## Stated goal
In the lines below, output everything from the first line through the line containing "const esSelect = campo.tipo === 'select';" exactly as it is. Pictures are not part of the output.

::::

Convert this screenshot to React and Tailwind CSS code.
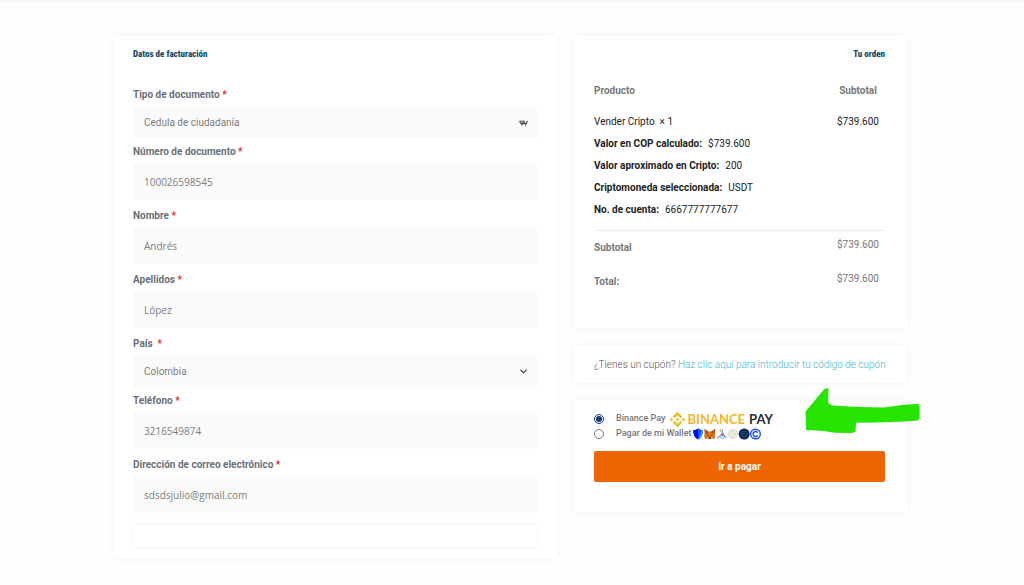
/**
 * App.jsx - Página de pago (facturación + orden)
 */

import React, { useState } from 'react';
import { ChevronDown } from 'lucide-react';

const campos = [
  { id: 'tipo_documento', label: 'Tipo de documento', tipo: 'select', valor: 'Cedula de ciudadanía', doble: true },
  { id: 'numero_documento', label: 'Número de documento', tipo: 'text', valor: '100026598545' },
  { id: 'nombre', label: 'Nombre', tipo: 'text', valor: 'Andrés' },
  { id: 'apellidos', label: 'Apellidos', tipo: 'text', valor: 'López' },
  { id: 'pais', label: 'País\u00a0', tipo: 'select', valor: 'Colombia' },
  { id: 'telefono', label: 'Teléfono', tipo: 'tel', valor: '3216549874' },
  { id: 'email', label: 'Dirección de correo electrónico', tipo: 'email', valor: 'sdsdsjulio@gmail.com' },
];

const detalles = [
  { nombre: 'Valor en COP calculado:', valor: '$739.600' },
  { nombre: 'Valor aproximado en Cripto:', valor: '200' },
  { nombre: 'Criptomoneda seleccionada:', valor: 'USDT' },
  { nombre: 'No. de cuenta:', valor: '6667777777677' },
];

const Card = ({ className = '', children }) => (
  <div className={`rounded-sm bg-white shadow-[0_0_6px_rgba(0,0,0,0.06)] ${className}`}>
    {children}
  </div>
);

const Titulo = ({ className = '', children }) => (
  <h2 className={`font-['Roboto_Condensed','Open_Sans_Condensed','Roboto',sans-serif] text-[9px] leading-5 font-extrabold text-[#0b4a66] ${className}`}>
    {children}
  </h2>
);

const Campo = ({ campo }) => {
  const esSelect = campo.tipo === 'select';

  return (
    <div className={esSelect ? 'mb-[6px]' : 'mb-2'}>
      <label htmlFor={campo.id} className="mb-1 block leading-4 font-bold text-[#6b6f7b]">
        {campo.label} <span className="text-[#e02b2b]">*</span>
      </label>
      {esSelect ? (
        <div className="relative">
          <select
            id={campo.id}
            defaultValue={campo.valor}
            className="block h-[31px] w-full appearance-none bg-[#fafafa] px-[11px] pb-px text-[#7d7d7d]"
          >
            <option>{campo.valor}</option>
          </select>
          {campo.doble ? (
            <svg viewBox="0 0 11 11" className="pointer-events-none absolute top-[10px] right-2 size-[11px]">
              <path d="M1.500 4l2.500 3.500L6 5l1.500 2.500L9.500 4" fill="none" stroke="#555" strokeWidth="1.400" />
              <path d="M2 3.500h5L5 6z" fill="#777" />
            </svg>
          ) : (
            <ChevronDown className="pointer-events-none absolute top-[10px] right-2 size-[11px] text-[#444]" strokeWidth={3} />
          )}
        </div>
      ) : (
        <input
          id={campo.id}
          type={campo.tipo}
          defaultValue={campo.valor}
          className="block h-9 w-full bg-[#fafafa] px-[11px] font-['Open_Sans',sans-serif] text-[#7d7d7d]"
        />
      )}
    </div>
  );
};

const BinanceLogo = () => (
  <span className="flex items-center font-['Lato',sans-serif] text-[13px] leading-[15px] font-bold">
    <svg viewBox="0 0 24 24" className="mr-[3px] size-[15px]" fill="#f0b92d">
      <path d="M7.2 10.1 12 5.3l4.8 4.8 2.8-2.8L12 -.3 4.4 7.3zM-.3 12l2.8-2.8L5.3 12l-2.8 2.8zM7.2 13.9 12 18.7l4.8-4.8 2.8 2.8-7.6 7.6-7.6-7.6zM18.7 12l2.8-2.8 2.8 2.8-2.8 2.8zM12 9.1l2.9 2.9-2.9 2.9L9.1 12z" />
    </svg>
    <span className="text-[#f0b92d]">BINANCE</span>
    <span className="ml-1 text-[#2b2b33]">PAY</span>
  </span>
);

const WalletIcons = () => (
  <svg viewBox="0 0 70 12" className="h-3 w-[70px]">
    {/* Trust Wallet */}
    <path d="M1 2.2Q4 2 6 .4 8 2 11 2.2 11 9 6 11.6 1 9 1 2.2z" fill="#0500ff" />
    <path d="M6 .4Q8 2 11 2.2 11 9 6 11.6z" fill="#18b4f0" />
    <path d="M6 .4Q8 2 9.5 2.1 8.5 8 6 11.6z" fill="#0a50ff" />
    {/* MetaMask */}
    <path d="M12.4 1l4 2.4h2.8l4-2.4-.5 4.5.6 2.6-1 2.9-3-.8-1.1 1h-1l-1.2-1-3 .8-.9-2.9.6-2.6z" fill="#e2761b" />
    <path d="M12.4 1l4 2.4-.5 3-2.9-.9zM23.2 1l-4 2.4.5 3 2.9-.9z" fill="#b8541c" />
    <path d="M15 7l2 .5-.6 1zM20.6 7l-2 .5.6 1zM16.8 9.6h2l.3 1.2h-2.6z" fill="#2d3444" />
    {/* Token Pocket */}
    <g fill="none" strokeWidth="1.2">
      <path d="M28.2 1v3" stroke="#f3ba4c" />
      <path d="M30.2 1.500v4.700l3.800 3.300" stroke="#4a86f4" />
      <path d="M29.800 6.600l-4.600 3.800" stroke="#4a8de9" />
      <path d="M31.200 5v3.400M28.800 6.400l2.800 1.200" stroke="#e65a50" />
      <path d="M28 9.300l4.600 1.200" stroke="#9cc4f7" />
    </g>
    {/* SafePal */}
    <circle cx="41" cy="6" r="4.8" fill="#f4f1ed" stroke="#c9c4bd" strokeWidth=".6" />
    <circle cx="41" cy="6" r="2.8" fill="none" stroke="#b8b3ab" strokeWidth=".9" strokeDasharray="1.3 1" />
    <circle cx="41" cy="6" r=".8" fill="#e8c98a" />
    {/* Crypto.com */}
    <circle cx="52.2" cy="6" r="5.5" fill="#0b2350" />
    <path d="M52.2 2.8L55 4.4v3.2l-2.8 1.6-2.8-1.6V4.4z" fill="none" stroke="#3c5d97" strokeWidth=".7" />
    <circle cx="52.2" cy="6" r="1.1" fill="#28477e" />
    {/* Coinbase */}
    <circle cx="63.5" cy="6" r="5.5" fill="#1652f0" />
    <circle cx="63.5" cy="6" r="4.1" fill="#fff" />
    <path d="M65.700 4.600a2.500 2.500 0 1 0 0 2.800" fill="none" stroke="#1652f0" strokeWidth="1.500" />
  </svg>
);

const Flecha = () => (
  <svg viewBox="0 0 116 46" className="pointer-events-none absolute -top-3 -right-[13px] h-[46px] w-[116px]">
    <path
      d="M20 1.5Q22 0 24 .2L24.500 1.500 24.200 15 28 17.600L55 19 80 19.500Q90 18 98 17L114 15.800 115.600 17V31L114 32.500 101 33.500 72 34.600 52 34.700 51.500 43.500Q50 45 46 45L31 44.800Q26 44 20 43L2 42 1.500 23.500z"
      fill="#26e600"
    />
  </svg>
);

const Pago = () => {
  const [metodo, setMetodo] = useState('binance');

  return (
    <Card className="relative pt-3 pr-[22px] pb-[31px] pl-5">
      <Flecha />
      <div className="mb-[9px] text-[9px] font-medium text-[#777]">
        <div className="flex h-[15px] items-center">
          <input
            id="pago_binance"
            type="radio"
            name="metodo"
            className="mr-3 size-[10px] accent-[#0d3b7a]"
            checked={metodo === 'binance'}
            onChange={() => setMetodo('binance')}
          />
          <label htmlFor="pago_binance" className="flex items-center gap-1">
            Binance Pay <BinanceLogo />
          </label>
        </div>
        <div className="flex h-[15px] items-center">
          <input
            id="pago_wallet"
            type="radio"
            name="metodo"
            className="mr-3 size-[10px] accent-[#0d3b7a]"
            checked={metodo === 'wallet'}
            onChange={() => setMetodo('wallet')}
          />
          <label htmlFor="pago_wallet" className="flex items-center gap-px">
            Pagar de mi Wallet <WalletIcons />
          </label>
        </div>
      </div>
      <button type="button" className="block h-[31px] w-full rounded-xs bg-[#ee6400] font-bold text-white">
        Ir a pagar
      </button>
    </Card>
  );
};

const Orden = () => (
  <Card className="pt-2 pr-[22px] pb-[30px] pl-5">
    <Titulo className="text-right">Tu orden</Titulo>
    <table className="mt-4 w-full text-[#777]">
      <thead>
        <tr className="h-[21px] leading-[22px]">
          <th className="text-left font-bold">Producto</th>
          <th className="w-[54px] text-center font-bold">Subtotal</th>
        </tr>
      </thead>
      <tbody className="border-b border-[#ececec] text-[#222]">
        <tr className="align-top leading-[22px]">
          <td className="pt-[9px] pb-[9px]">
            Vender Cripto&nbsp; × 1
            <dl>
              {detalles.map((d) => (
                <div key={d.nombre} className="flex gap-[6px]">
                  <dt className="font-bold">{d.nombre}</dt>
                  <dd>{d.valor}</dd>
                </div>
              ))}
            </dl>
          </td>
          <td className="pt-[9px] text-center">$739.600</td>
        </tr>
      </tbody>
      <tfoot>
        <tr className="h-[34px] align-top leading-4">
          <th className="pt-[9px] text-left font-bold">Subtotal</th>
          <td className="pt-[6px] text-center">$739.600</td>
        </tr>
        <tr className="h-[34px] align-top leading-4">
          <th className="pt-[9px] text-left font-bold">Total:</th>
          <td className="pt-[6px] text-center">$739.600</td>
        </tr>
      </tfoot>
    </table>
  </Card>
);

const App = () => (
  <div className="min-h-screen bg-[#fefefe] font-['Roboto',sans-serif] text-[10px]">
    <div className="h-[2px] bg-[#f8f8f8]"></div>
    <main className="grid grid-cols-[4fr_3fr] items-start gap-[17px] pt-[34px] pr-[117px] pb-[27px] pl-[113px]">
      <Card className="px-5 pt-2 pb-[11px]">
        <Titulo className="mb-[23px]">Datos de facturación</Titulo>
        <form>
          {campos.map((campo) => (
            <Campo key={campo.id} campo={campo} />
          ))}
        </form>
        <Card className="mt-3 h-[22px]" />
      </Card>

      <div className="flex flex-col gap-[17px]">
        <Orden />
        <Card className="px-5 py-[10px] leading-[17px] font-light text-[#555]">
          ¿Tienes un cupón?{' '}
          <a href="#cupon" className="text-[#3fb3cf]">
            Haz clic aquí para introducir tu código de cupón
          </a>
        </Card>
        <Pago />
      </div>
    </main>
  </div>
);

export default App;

::::

## Response to this task
Convert this screenshot to React and Tailwind CSS code.
/**
 * App.jsx - Página de pago (facturación + orden)
 */

import React, { useState } from 'react';
import { ChevronDown } from 'lucide-react';

const campos = [
  { id: 'tipo_documento', label: 'Tipo de documento', tipo: 'select', valor: 'Cedula de ciudadanía', doble: true },
  { id: 'numero_documento', label: 'Número de documento', tipo: 'text', valor: '100026598545' },
  { id: 'nombre', label: 'Nombre', tipo: 'text', valor: 'Andrés' },
  { id: 'apellidos', label: 'Apellidos', tipo: 'text', valor: 'López' },
  { id: 'pais', label: 'País\u00a0', tipo: 'select', valor: 'Colombia' },
  { id: 'telefono', label: 'Teléfono', tipo: 'tel', valor: '3216549874' },
  { id: 'email', label: 'Dirección de correo electrónico', tipo: 'email', valor: 'sdsdsjulio@gmail.com' },
];

const detalles = [
  { nombre: 'Valor en COP calculado:', valor: '$739.600' },
  { nombre: 'Valor aproximado en Cripto:', valor: '200' },
  { nombre: 'Criptomoneda seleccionada:', valor: 'USDT' },
  { nombre: 'No. de cuenta:', valor: '6667777777677' },
];

const Card = ({ className = '', children }) => (
  <div className={`rounded-sm bg-white shadow-[0_0_6px_rgba(0,0,0,0.06)] ${className}`}>
    {children}
  </div>
);

const Titulo = ({ className = '', children }) => (
  <h2 className={`font-['Roboto_Condensed','Open_Sans_Condensed','Roboto',sans-serif] text-[9px] leading-5 font-extrabold text-[#0b4a66] ${className}`}>
    {children}
  </h2>
);

const Campo = ({ campo }) => {
  const esSelect = campo.tipo === 'select';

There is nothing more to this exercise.